Would you agree that the fundamental difference between GD and Thelema is that the former is primarily rooted in the Aeon of Osiris (with which most of us are familiar from our cultural immersion in the Abrahamic religions), and the latter in the Aeon of Horus? Structural similarities aside, there is a profound difference between the Thoth and the GD based decks. Qabalah, astrology, and alchemy are not the primary barriers to understanding the Thoth. The basic esoteric structure (mostly adapted from GD) is relatively easy to grasp. The difficult, more subtle part is that the Thoth is "a visual commentary on the Book of Law." (It is fascinating, somewhat amusing, and seemingly paradoxical that the title of Crowley's most influential work would be that of the common description of the Torah, which, at least superficially, is diametrically opposite to Thelema.)
 

Zephyros

That goes into Thelemic matters I purposefully left out, since that's where students diverge. Although the symbolism of the Thoth is indeed, rooted in the Aeon of Horus, understanding what that means for me came after studying the basic structure. The interpretation of Crowley's own slant on the different symbols has to come only after you understand what the hell he's talking about in the first place, otherwise it all reads like Chinese. No one can really teach you Thelema, only the language in which it is written. And that's the hard part, as you say, but I never said the Thoth was easy. :)

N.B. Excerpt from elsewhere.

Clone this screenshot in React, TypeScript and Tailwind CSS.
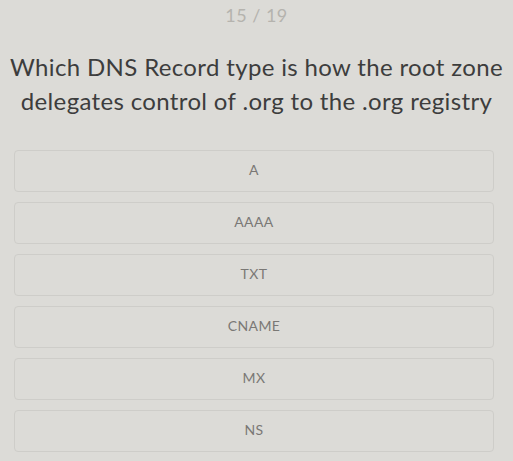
const options = ["A", "AAAA", "TXT", "CNAME", "MX", "NS"];

export default function App() {
  return (
    <div
      className="min-h-[461px] bg-[#dcdbd7] px-[14px] pt-[3px]"
      style={{ fontFamily: "Lato, 'Noto Sans', sans-serif" }}
    >
      <p className="text-center text-[18px] leading-[24px] tracking-[0.5px] text-[#b5b3ae]">15 / 19</p>
      <h1 className="-mx-[12px] mt-[23px] text-center text-[24px] leading-[34px] tracking-[0.35px] text-[#3d3d3d]">
        Which DNS Record type is how the root zone delegates control of .org to the .org registry
      </h1>
      <div className="mt-[32px] flex flex-col gap-[10px]">
        {options.map((o) => (
          <button
            key={o}
            className="h-[42px] w-[480px] rounded-[4px] border border-[#cecdc9] pb-[3px] text-[14px] tracking-[0.4px] text-[#7a7875]"
          >
            {o}
          </button>
        ))}
      </div>
    </div>
  );
}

Of course it isn't cut and dried. The Duquette book is a good primer because it deals with both sides of the deck. Not enough, it still leaves you with holes that have to be filled, but it does explain about the Aeons and general Thelemic lore. Enough to get you in the door, at least. When I first started out I read Duquette first, got a general idea of what I was getting into, and then took a few months "off" to study kabbalah. Then when I came back to the deck the learning process continued in analysis of the Majors. So as you study the Thoth you're still studying kabbalah, and Thelema and all the rest. All this is is just to get people, as I said, in the door.

I suspect most aspiring students are blocked by thinking the structure is the part that is impenetrable, when it really isn't.

:livelong:
 

smw

Now look what ye done, got me thinking "Thoth strip poker" in three dimensions: bare your soul, bare your thoughts or . . . ;)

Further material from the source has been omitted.